[BEGIN]
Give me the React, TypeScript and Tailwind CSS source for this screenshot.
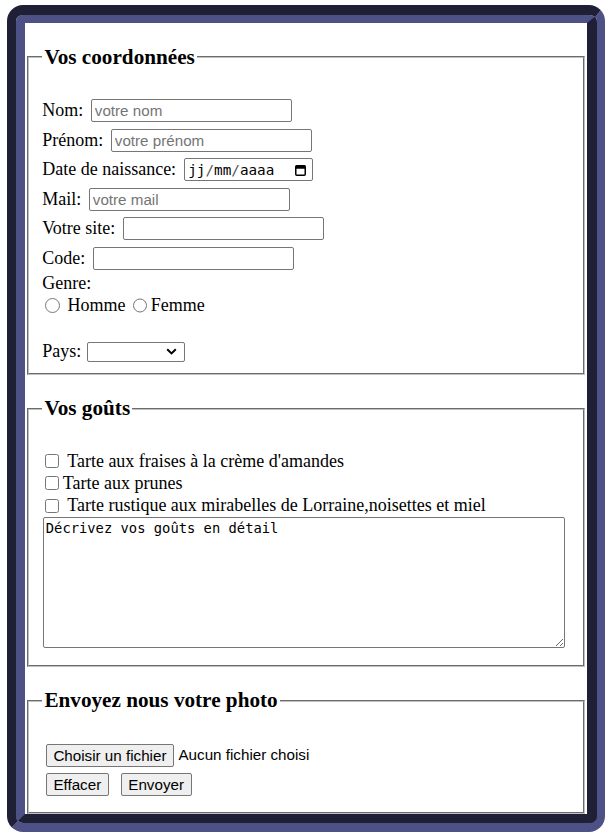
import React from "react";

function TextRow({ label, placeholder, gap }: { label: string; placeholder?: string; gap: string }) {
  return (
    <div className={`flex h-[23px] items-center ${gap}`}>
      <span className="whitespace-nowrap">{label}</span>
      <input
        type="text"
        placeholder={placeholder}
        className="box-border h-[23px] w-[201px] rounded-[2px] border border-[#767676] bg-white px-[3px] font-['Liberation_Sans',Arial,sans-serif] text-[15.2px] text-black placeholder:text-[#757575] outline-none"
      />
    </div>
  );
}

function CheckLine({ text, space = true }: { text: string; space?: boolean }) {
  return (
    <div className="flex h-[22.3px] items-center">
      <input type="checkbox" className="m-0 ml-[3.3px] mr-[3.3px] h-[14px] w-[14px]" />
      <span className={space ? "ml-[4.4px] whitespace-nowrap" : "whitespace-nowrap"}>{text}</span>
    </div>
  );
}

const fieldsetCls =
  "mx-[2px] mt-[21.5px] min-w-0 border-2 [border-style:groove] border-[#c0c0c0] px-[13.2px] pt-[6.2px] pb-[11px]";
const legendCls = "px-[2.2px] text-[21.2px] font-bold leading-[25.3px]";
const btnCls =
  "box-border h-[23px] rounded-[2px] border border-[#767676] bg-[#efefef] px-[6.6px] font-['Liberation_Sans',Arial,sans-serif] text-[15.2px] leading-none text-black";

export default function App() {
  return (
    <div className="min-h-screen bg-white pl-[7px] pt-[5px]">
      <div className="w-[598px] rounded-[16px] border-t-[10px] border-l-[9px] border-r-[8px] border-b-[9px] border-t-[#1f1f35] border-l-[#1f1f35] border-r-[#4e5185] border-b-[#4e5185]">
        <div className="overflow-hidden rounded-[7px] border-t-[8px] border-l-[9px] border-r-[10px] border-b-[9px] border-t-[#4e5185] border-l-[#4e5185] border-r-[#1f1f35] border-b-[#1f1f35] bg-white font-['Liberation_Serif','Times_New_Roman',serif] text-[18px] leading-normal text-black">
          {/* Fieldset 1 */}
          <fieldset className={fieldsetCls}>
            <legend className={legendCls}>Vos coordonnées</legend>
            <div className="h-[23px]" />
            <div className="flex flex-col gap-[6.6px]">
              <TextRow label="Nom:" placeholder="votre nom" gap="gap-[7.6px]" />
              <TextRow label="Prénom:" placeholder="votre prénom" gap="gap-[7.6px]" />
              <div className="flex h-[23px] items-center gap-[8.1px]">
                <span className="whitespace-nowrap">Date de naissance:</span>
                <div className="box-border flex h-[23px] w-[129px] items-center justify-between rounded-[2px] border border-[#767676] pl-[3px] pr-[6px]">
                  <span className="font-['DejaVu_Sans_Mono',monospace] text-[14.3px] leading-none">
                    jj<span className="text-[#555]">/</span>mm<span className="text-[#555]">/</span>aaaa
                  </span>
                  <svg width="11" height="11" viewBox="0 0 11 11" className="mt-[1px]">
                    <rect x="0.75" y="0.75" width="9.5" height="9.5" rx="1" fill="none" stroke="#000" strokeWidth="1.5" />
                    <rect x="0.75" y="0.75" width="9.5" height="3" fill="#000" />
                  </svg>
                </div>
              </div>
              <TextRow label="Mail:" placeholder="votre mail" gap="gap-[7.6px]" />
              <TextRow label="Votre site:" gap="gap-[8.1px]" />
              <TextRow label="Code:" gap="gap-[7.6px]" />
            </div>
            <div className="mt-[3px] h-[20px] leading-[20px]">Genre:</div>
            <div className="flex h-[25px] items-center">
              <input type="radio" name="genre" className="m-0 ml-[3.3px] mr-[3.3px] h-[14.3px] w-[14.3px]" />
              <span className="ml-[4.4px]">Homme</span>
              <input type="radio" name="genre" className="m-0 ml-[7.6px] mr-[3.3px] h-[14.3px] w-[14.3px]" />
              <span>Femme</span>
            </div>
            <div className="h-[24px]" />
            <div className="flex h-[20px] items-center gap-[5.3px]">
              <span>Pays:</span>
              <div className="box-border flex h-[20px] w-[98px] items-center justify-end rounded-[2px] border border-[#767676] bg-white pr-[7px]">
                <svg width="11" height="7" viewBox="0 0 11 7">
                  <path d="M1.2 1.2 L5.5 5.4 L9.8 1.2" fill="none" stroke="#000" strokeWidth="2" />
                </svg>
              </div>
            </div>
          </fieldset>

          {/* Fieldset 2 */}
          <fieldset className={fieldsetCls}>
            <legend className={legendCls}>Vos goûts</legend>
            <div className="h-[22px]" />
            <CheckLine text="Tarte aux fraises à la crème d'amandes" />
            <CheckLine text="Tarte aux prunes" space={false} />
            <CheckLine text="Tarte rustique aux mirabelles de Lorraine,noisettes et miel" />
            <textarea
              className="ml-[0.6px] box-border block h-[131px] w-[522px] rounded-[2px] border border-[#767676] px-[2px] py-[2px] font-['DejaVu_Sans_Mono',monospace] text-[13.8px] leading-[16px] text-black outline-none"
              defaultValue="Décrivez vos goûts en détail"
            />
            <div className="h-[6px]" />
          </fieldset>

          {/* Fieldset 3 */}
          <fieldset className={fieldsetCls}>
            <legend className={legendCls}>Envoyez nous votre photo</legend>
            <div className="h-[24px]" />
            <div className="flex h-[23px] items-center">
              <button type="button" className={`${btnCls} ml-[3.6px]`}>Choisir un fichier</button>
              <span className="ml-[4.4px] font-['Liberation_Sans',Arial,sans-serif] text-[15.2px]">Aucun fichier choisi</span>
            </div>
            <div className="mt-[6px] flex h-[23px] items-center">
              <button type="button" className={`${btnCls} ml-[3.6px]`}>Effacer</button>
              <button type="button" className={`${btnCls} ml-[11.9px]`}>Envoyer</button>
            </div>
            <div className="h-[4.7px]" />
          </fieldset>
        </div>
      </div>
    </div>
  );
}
[END]
SET TASK: Print out the material word for word, omitting the pictures.

SOLUTION BELOW:
Give me the React, TypeScript and Tailwind CSS source for this screenshot.
import React from "react";

function TextRow({ label, placeholder, gap }: { label: string; placeholder?: string; gap: string }) {
  return (
    <div className={`flex h-[23px] items-center ${gap}`}>
      <span className="whitespace-nowrap">{label}</span>
      <input
        type="text"
        placeholder={placeholder}
        className="box-border h-[23px] w-[201px] rounded-[2px] border border-[#767676] bg-white px-[3px] font-['Liberation_Sans',Arial,sans-serif] text-[15.2px] text-black placeholder:text-[#757575] outline-none"
      />
    </div>
  );
}

function CheckLine({ text, space = true }: { text: string; space?: boolean }) {
  return (
    <div className="flex h-[22.3px] items-center">
      <input type="checkbox" className="m-0 ml-[3.3px] mr-[3.3px] h-[14px] w-[14px]" />
      <span className={space ? "ml-[4.4px] whitespace-nowrap" : "whitespace-nowrap"}>{text}</span>
    </div>
  );
}

const fieldsetCls =
  "mx-[2px] mt-[21.5px] min-w-0 border-2 [border-style:groove] border-[#c0c0c0] px-[13.2px] pt-[6.2px] pb-[11px]";
const legendCls = "px-[2.2px] text-[21.2px] font-bold leading-[25.3px]";
const btnCls =
  "box-border h-[23px] rounded-[2px] border border-[#767676] bg-[#efefef] px-[6.6px] font-['Liberation_Sans',Arial,sans-serif] text-[15.2px] leading-none text-black";

export default function App() {
  return (
    <div className="min-h-screen bg-white pl-[7px] pt-[5px]">
      <div className="w-[598px] rounded-[16px] border-t-[10px] border-l-[9px] border-r-[8px] border-b-[9px] border-t-[#1f1f35] border-l-[#1f1f35] border-r-[#4e5185] border-b-[#4e5185]">
        <div className="overflow-hidden rounded-[7px] border-t-[8px] border-l-[9px] border-r-[10px] border-b-[9px] border-t-[#4e5185] border-l-[#4e5185] border-r-[#1f1f35] border-b-[#1f1f35] bg-white font-['Liberation_Serif','Times_New_Roman',serif] text-[18px] leading-normal text-black">
          {/* Fieldset 1 */}
          <fieldset className={fieldsetCls}>
            <legend className={legendCls}>Vos coordonnées</legend>
            <div className="h-[23px]" />
            <div className="flex flex-col gap-[6.6px]">
              <TextRow label="Nom:" placeholder="votre nom" gap="gap-[7.6px]" />
              <TextRow label="Prénom:" placeholder="votre prénom" gap="gap-[7.6px]" />
              <div className="flex h-[23px] items-center gap-[8.1px]">
                <span className="whitespace-nowrap">Date de naissance:</span>
                <div className="box-border flex h-[23px] w-[129px] items-center justify-between rounded-[2px] border border-[#767676] pl-[3px] pr-[6px]">
                  <span className="font-['DejaVu_Sans_Mono',monospace] text-[14.3px] leading-none">
                    jj<span className="text-[#555]">/</span>mm<span className="text-[#555]">/</span>aaaa
                  </span>
                  <svg width="11" height="11" viewBox="0 0 11 11" className="mt-[1px]">
                    <rect x="0.75" y="0.75" width="9.5" height="9.5" rx="1" fill="none" stroke="#000" strokeWidth="1.5" />
                    <rect x="0.75" y="0.75" width="9.5" height="3" fill="#000" />
                  </svg>
                </div>
              </div>
              <TextRow label="Mail:" placeholder="votre mail" gap="gap-[7.6px]" />
              <TextRow label="Votre site:" gap="gap-[8.1px]" />
              <TextRow label="Code:" gap="gap-[7.6px]" />
            </div>
            <div className="mt-[3px] h-[20px] leading-[20px]">Genre:</div>
            <div className="flex h-[25px] items-center">
              <input type="radio" name="genre" className="m-0 ml-[3.3px] mr-[3.3px] h-[14.3px] w-[14.3px]" />
              <span className="ml-[4.4px]">Homme</span>
              <input type="radio" name="genre" className="m-0 ml-[7.6px] mr-[3.3px] h-[14.3px] w-[14.3px]" />
              <span>Femme</span>
            </div>
            <div className="h-[24px]" />
            <div className="flex h-[20px] items-center gap-[5.3px]">
              <span>Pays:</span>
              <div className="box-border flex h-[20px] w-[98px] items-center justify-end rounded-[2px] border border-[#767676] bg-white pr-[7px]">
                <svg width="11" height="7" viewBox="0 0 11 7">
                  <path d="M1.2 1.2 L5.5 5.4 L9.8 1.2" fill="none" stroke="#000" strokeWidth="2" />
                </svg>
              </div>
            </div>
          </fieldset>

          {/* Fieldset 2 */}
          <fieldset className={fieldsetCls}>
            <legend className={legendCls}>Vos goûts</legend>
            <div className="h-[22px]" />
            <CheckLine text="Tarte aux fraises à la crème d'amandes" />
            <CheckLine text="Tarte aux prunes" space={false} />
            <CheckLine text="Tarte rustique aux mirabelles de Lorraine,noisettes et miel" />
            <textarea
              className="ml-[0.6px] box-border block h-[131px] w-[522px] rounded-[2px] border border-[#767676] px-[2px] py-[2px] font-['DejaVu_Sans_Mono',monospace] text-[13.8px] leading-[16px] text-black outline-none"
              defaultValue="Décrivez vos goûts en détail"
            />
            <div className="h-[6px]" />
          </fieldset>

          {/* Fieldset 3 */}
          <fieldset className={fieldsetCls}>
            <legend className={legendCls}>Envoyez nous votre photo</legend>
            <div className="h-[24px]" />
            <div className="flex h-[23px] items-center">
              <button type="button" className={`${btnCls} ml-[3.6px]`}>Choisir un fichier</button>
              <span className="ml-[4.4px] font-['Liberation_Sans',Arial,sans-serif] text-[15.2px]">Aucun fichier choisi</span>
            </div>
            <div className="mt-[6px] flex h-[23px] items-center">
              <button type="button" className={`${btnCls} ml-[3.6px]`}>Effacer</button>
              <button type="button" className={`${btnCls} ml-[11.9px]`}>Envoyer</button>
            </div>
            <div className="h-[4.7px]" />
          </fieldset>
        </div>
      </div>
    </div>
  );
}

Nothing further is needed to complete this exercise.